Your task is to copy the listing exactly, with the pictures left out.

* [MATERIAL PROVIDED]:
-- BEGIN --
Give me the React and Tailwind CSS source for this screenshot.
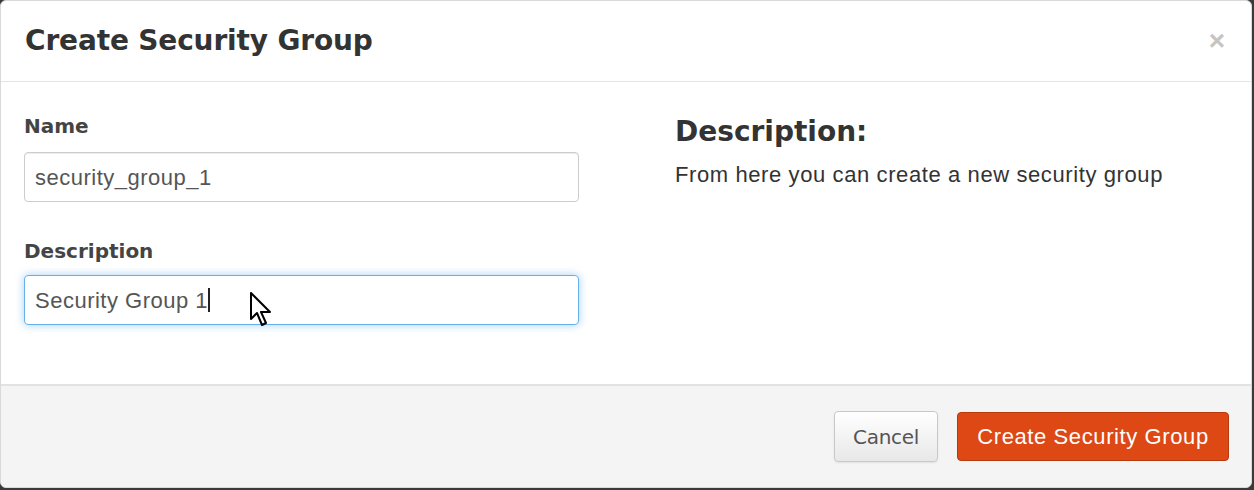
export default function App() {
  return (
    <div className="h-[490px] w-[1254px] overflow-hidden bg-[#3a3a3a]">
      <div className="flex h-[488px] w-[1252px] flex-col overflow-hidden rounded-md border border-[#d9d9d9] bg-white">
        {/* header */}
        <div className="flex h-[81px] shrink-0 items-center justify-between border-b border-[#e5e5e5] pl-[24px] pr-[26px]">
          <h3 className="font-['DejaVu_Sans',sans-serif] text-[28px] font-bold leading-none tracking-[-0.15px] text-[#333]">
            Create Security Group
          </h3>
          <button className="font-['Liberation_Sans',Arial,sans-serif] text-[28px] font-bold leading-none text-[#c4c4c4]">
            ×
          </button>
        </div>

        {/* body */}
        <div className="flex flex-1 pl-[23px] pt-[34px]">
          <div className="flex w-[555px] flex-col">
            <label className="font-['DejaVu_Sans',sans-serif] text-[20px] font-bold leading-none text-[#444]">
              Name
            </label>
            <div className="mt-[16px] flex h-[50px] items-center rounded-[4px] border border-[#cccccc] px-[10px] font-['Liberation_Sans',Arial,sans-serif] text-[22px] tracking-[0.5px] text-[#555] shadow-[inset_0_1px_1px_rgba(0,0,0,0.075)]">
              security_group_1
            </div>
            <label className="mt-[39px] font-['DejaVu_Sans',sans-serif] text-[20px] font-bold leading-none text-[#444]">
              Description
            </label>
            <div className="relative mt-[14px] flex h-[50px] items-center rounded-[4px] border border-[#66afe9] px-[10px] font-['Liberation_Sans',Arial,sans-serif] text-[22px] tracking-[0.5px] text-[#555] shadow-[0_0_8px_rgba(102,175,233,0.6)]">
              Security Group 1
              <span className="inline-block h-[24px] w-[1.5px] bg-[#222]" />
              <svg
                className="absolute left-[224px] top-[16px]"
                width="24"
                height="36"
                viewBox="0 0 24 36"
              >
                <path
                  d="M2 1 L2 27 L8 21 L13 33 L17 31 L12 20 L21 20 Z"
                  fill="white"
                  stroke="black"
                  strokeWidth="2"
                  strokeLinejoin="round"
                />
              </svg>
            </div>
          </div>
          <div className="ml-[96px] flex flex-col pt-[2px]">
            <h4 className="font-['DejaVu_Sans',sans-serif] text-[28px] font-bold leading-none text-[#333]">
              Description:
            </h4>
            <p className="mt-[18px] font-['Liberation_Sans',Arial,sans-serif] text-[22px] leading-none tracking-[0.6px] text-[#333]">
              From here you can create a new security group
            </p>
          </div>
        </div>

        {/* footer */}
        <div className="flex h-[103px] shrink-0 items-center justify-end gap-[19px] border-t-2 border-[#e2e2e2] bg-[#f4f4f4] pr-[22px]">
          <button className="h-[51px] w-[104px] rounded-[4px] border border-[#c8c8c8] bg-gradient-to-b from-white to-[#e8e8e8] font-['DejaVu_Sans',sans-serif] text-[20px] tracking-[-0.3px] text-[#555] shadow-[0_1px_2px_rgba(0,0,0,0.08)]">
            Cancel
          </button>
          <button className="h-[49px] w-[272px] rounded-[4px] border border-[#b83a0e] bg-[#dd4814] font-['Liberation_Sans',Arial,sans-serif] text-[22px] tracking-[0.6px] text-white">
            Create Security Group
          </button>
        </div>
      </div>
    </div>
  );
}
-- END --
* [ANSWER TO THE TASK]:
Give me the React and Tailwind CSS source for this screenshot.
export default function App() {
  return (
    <div className="h-[490px] w-[1254px] overflow-hidden bg-[#3a3a3a]">
      <div className="flex h-[488px] w-[1252px] flex-col overflow-hidden rounded-md border border-[#d9d9d9] bg-white">
        {/* header */}
        <div className="flex h-[81px] shrink-0 items-center justify-between border-b border-[#e5e5e5] pl-[24px] pr-[26px]">
          <h3 className="font-['DejaVu_Sans',sans-serif] text-[28px] font-bold leading-none tracking-[-0.15px] text-[#333]">
            Create Security Group
          </h3>
          <button className="font-['Liberation_Sans',Arial,sans-serif] text-[28px] font-bold leading-none text-[#c4c4c4]">
            ×
          </button>
        </div>

        {/* body */}
        <div className="flex flex-1 pl-[23px] pt-[34px]">
          <div className="flex w-[555px] flex-col">
            <label className="font-['DejaVu_Sans',sans-serif] text-[20px] font-bold leading-none text-[#444]">
              Name
            </label>
            <div className="mt-[16px] flex h-[50px] items-center rounded-[4px] border border-[#cccccc] px-[10px] font-['Liberation_Sans',Arial,sans-serif] text-[22px] tracking-[0.5px] text-[#555] shadow-[inset_0_1px_1px_rgba(0,0,0,0.075)]">
              security_group_1
            </div>
            <label className="mt-[39px] font-['DejaVu_Sans',sans-serif] text-[20px] font-bold leading-none text-[#444]">
              Description
            </label>
            <div className="relative mt-[14px] flex h-[50px] items-center rounded-[4px] border border-[#66afe9] px-[10px] font-['Liberation_Sans',Arial,sans-serif] text-[22px] tracking-[0.5px] text-[#555] shadow-[0_0_8px_rgba(102,175,233,0.6)]">
              Security Group 1
              <span className="inline-block h-[24px] w-[1.5px] bg-[#222]" />
              <svg
                className="absolute left-[224px] top-[16px]"
                width="24"
                height="36"
                viewBox="0 0 24 36"
              >
                <path
                  d="M2 1 L2 27 L8 21 L13 33 L17 31 L12 20 L21 20 Z"
                  fill="white"
                  stroke="black"
                  strokeWidth="2"
                  strokeLinejoin="round"
                />
              </svg>
            </div>
          </div>
          <div className="ml-[96px] flex flex-col pt-[2px]">
            <h4 className="font-['DejaVu_Sans',sans-serif] text-[28px] font-bold leading-none text-[#333]">
              Description:
            </h4>
            <p className="mt-[18px] font-['Liberation_Sans',Arial,sans-serif] text-[22px] leading-none tracking-[0.6px] text-[#333]">
              From here you can create a new security group
            </p>
          </div>
        </div>

        {/* footer */}
        <div className="flex h-[103px] shrink-0 items-center justify-end gap-[19px] border-t-2 border-[#e2e2e2] bg-[#f4f4f4] pr-[22px]">
          <button className="h-[51px] w-[104px] rounded-[4px] border border-[#c8c8c8] bg-gradient-to-b from-white to-[#e8e8e8] font-['DejaVu_Sans',sans-serif] text-[20px] tracking-[-0.3px] text-[#555] shadow-[0_1px_2px_rgba(0,0,0,0.08)]">
            Cancel
          </button>
          <button className="h-[49px] w-[272px] rounded-[4px] border border-[#b83a0e] bg-[#dd4814] font-['Liberation_Sans',Arial,sans-serif] text-[22px] tracking-[0.6px] text-white">
            Create Security Group
          </button>
        </div>
      </div>
    </div>
  );
}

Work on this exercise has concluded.